The mean value µ and the standard deviation σ of the processing time (\(P{T}_{i}\)) at each workstation (\(W{S}_{i}\)) can be seen in the Table 1. The disassembly system consists of four workstations (\(W{S}_{i}\)) and a buffer in front of each workstation (\(Buffe{r}_{i}\)). The processing times (\(P{T}_{i}\)) are normally distributed and depend on the core quality during disassembly. With decreasing core quality (increasing index), the standard deviation and thus the fluctuations increase.

Table 1 Processing time for the individual workstations

Since the processing time of \(W{S}_{3}\) cannot be predicted with certainty before the analysis at \(W{S}_{2}\), the processing time of \(W{S}_{3}\) fluctuates around the processing time of \(W{S}_{2}\). Thus, a changing bottleneck is created here between \(W{S}_{2}\) and \(W{S}_{3}\), which affects the material release. There is a risk of releasing too many cores into the disassembly creating a congestion in front of \(W{S}_{3}\) due to poor quality of the arriving cores. On the other hand, too few cores can be released, resulting in a loss of \(TH\). Not only the processing times cause difficulties, but also the random failures of cores after analysis or components during disassembly. The analysis at \(W{S}_{2}\) identifies the load on the cores during the field life and sorts out cores that are above the limit of reuse. Component damage can usually only be detected during disassembly and thus leads to failures late in the process. Failures depend on quality and differ per class. In our model, the quality of the cores can be modelled as a p-dimensional state vector:

$$q=\left(\begin{array}{c}{q}_{1}\\ {q}_{2}\\ {q}_{3}\\ \vdots \end{array}\right)$$
(4)

Without loss of generality, we consider three quality classes in our simulation model. Here, 1 corresponds to very good quality and as the index increases, the quality decreases. The representation allows to classify the cores into different quality classes. The probability that a core or individual components will have to be scrapped depends on the condition q. Accordingly, the probability of remanufacturing cores and components differs in q. The probabilities may change in the process of disassembly.
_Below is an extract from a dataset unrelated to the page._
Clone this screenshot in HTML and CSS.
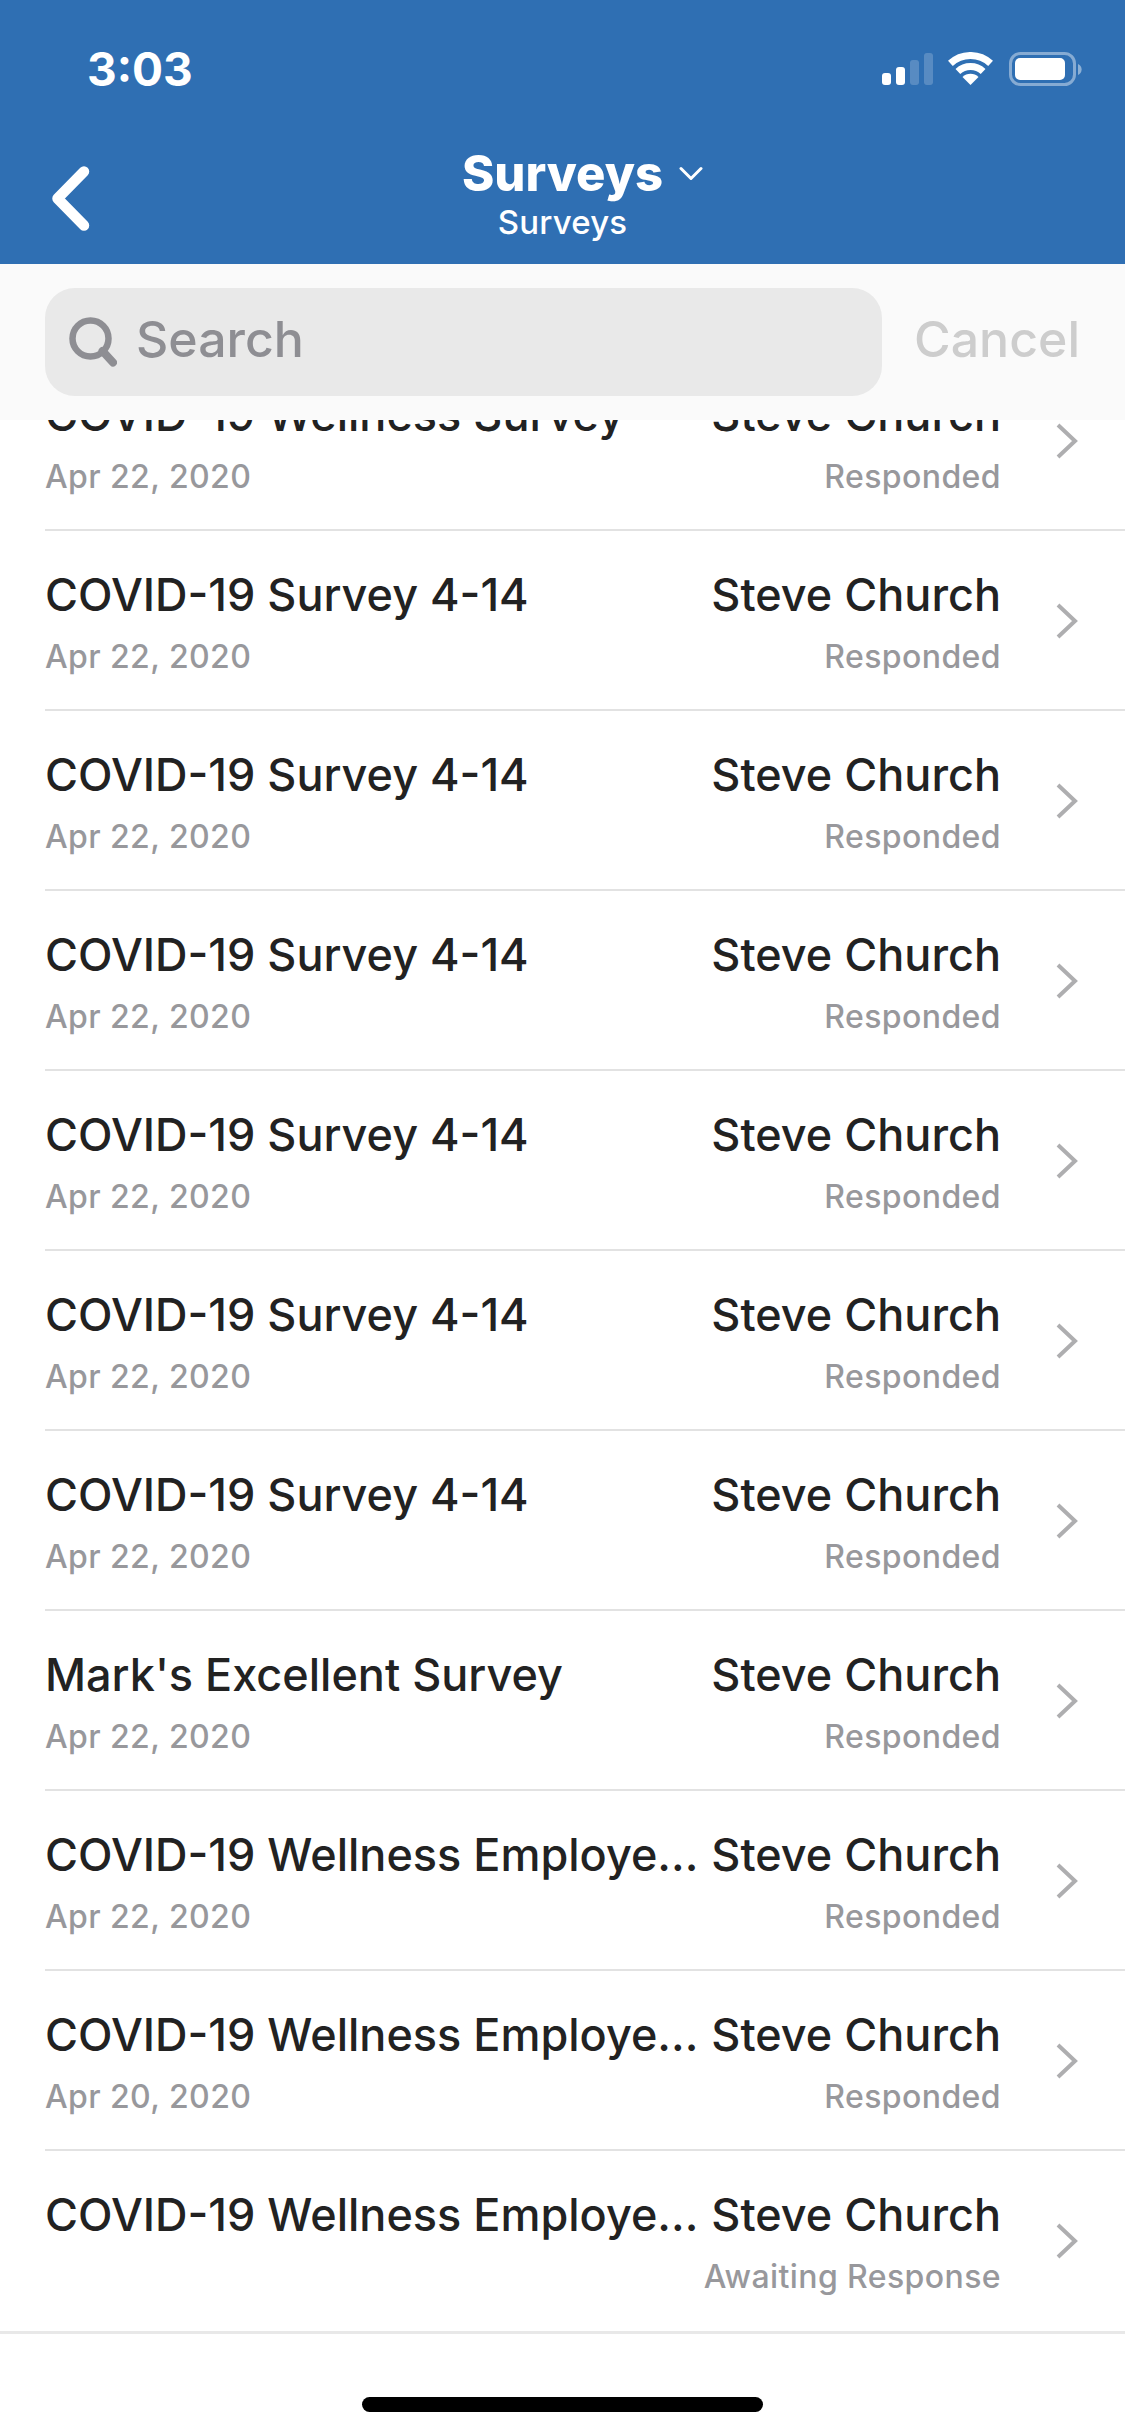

The general assumptions for a better understanding of the remanufacturing system are described in the assumptions and optimisation goals section below.

Material flow control in remanufacturing system

Assumptions and optimisation goals

Following the systems description above, we make the following assumptions:

  • The system is constantly supplied with material, so a shortage of raw material (in this case cores) is impossible.

  • We focus a flow shop system. Hence, the workstations are arranged in sequence and the cores must all pass through the same workstations.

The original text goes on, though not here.